→ **WHAT YOU ARE ASKED TO DO**: Once the pictures are set aside, transcribe the remaining data exactly.

→ **DATA SEGMENT**:
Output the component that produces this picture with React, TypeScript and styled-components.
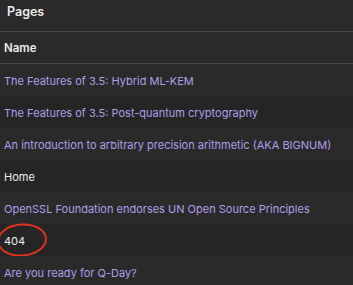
import React from "react";
import styled, { createGlobalStyle } from "styled-components";

const Global = createGlobalStyle`
  html, body { margin: 0; padding: 0; background: #2a2a2a; }
  body { font-family: Inter, "Noto Sans", sans-serif; -webkit-font-smoothing: antialiased; }
`;

const Panel = styled.div`
  width: 353px;
  height: 285px;
  overflow: hidden;
  background: #2a2a2a;
  color: #e8e8e8;
`;

const Title = styled.div`
  height: 32px;
  box-sizing: border-box;
  padding: 4px 7px 0;
  font-size: 12.5px;
  line-height: 16px;
  font-weight: 600;
  color: #ececec;
  border-bottom: 1px solid #474747;
`;

const Table = styled.div`
  display: flex;
  flex-direction: column;
`;

const HeadRow = styled.div`
  height: 32px;
  box-sizing: border-box;
  padding: 1px 4px 0;
  display: flex;
  align-items: center;
  font-size: 11.5px;
  font-weight: 600;
  color: #ececec;
  border-bottom: 1px solid #474747;
`;

const Row = styled.div<{ $alt: boolean }>`
  position: relative;
  height: 32px;
  padding: 1px 4px 0;
  box-sizing: border-box;
  display: flex;
  align-items: center;
  background: ${(p) => (p.$alt ? "#252525" : "#2a2a2a")};
`;

const Cell = styled.span<{ $link: boolean }>`
  font-size: 11px;
  color: ${(p) => (p.$link ? "#ad9fe6" : "#ececec")};
  white-space: nowrap;
`;

const Circle = styled.svg`
  position: absolute;
  left: -4px;
  top: -3px;
  width: 54px;
  height: 38px;
  pointer-events: none;
`;

const rows = [
  { name: "The Features of 3.5: Hybrid ML-KEM", link: true },
  { name: "The Features of 3.5: Post-quantum cryptography", link: true },
  { name: "An introduction to arbitrary precision arithmetic (AKA BIGNUM)", link: true },
  { name: "Home", link: false },
  { name: "OpenSSL Foundation endorses UN Open Source Principles", link: true },
  { name: "404", link: false, marked: true },
  { name: "Are you ready for Q-Day?", link: true },
];

export default function App() {
  return (
    <>
      <Global />
      <Panel>
        <Title>Pages</Title>
        <Table>
          <HeadRow>Name</HeadRow>
          {rows.map((r, i) => (
            <Row key={r.name} $alt={i % 2 === 1}>
              <Cell $link={r.link}>{r.name}</Cell>
              {r.marked && (
                <Circle viewBox="0 0 54 38">
                  <ellipse
                    cx="26"
                    cy="19"
                    rx="24"
                    ry="15.5"
                    fill="none"
                    stroke="#e3301f"
                    strokeWidth="2"
                    transform="rotate(-4 26 19)"
                  />
                </Circle>
              )}
            </Row>
          ))}
        </Table>
      </Panel>
    </>
  );
}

→ **OUTPUT FOR THIS EXERCISE**:
Output the component that produces this picture with React, TypeScript and styled-components.
import React from "react";
import styled, { createGlobalStyle } from "styled-components";

const Global = createGlobalStyle`
  html, body { margin: 0; padding: 0; background: #2a2a2a; }
  body { font-family: Inter, "Noto Sans", sans-serif; -webkit-font-smoothing: antialiased; }
`;

const Panel = styled.div`
  width: 353px;
  height: 285px;
  overflow: hidden;
  background: #2a2a2a;
  color: #e8e8e8;
`;

const Title = styled.div`
  height: 32px;
  box-sizing: border-box;
  padding: 4px 7px 0;
  font-size: 12.5px;
  line-height: 16px;
  font-weight: 600;
  color: #ececec;
  border-bottom: 1px solid #474747;
`;

const Table = styled.div`
  display: flex;
  flex-direction: column;
`;

const HeadRow = styled.div`
  height: 32px;
  box-sizing: border-box;
  padding: 1px 4px 0;
  display: flex;
  align-items: center;
  font-size: 11.5px;
  font-weight: 600;
  color: #ececec;
  border-bottom: 1px solid #474747;
`;

const Row = styled.div<{ $alt: boolean }>`
  position: relative;
  height: 32px;
  padding: 1px 4px 0;
  box-sizing: border-box;
  display: flex;
  align-items: center;
  background: ${(p) => (p.$alt ? "#252525" : "#2a2a2a")};
`;

const Cell = styled.span<{ $link: boolean }>`
  font-size: 11px;
  color: ${(p) => (p.$link ? "#ad9fe6" : "#ececec")};
  white-space: nowrap;
`;

const Circle = styled.svg`
  position: absolute;
  left: -4px;
  top: -3px;
  width: 54px;
  height: 38px;
  pointer-events: none;
`;

const rows = [
  { name: "The Features of 3.5: Hybrid ML-KEM", link: true },
  { name: "The Features of 3.5: Post-quantum cryptography", link: true },
  { name: "An introduction to arbitrary precision arithmetic (AKA BIGNUM)", link: true },
  { name: "Home", link: false },
  { name: "OpenSSL Foundation endorses UN Open Source Principles", link: true },
  { name: "404", link: false, marked: true },
  { name: "Are you ready for Q-Day?", link: true },
];

export default function App() {
  return (
    <>
      <Global />
      <Panel>
        <Title>Pages</Title>
        <Table>
          <HeadRow>Name</HeadRow>
          {rows.map((r, i) => (
            <Row key={r.name} $alt={i % 2 === 1}>
              <Cell $link={r.link}>{r.name}</Cell>
              {r.marked && (
                <Circle viewBox="0 0 54 38">
                  <ellipse
                    cx="26"
                    cy="19"
                    rx="24"
                    ry="15.5"
                    fill="none"
                    stroke="#e3301f"
                    strokeWidth="2"
                    transform="rotate(-4 26 19)"
                  />
                </Circle>
              )}
            </Row>
          ))}
        </Table>
      </Panel>
    </>
  );
}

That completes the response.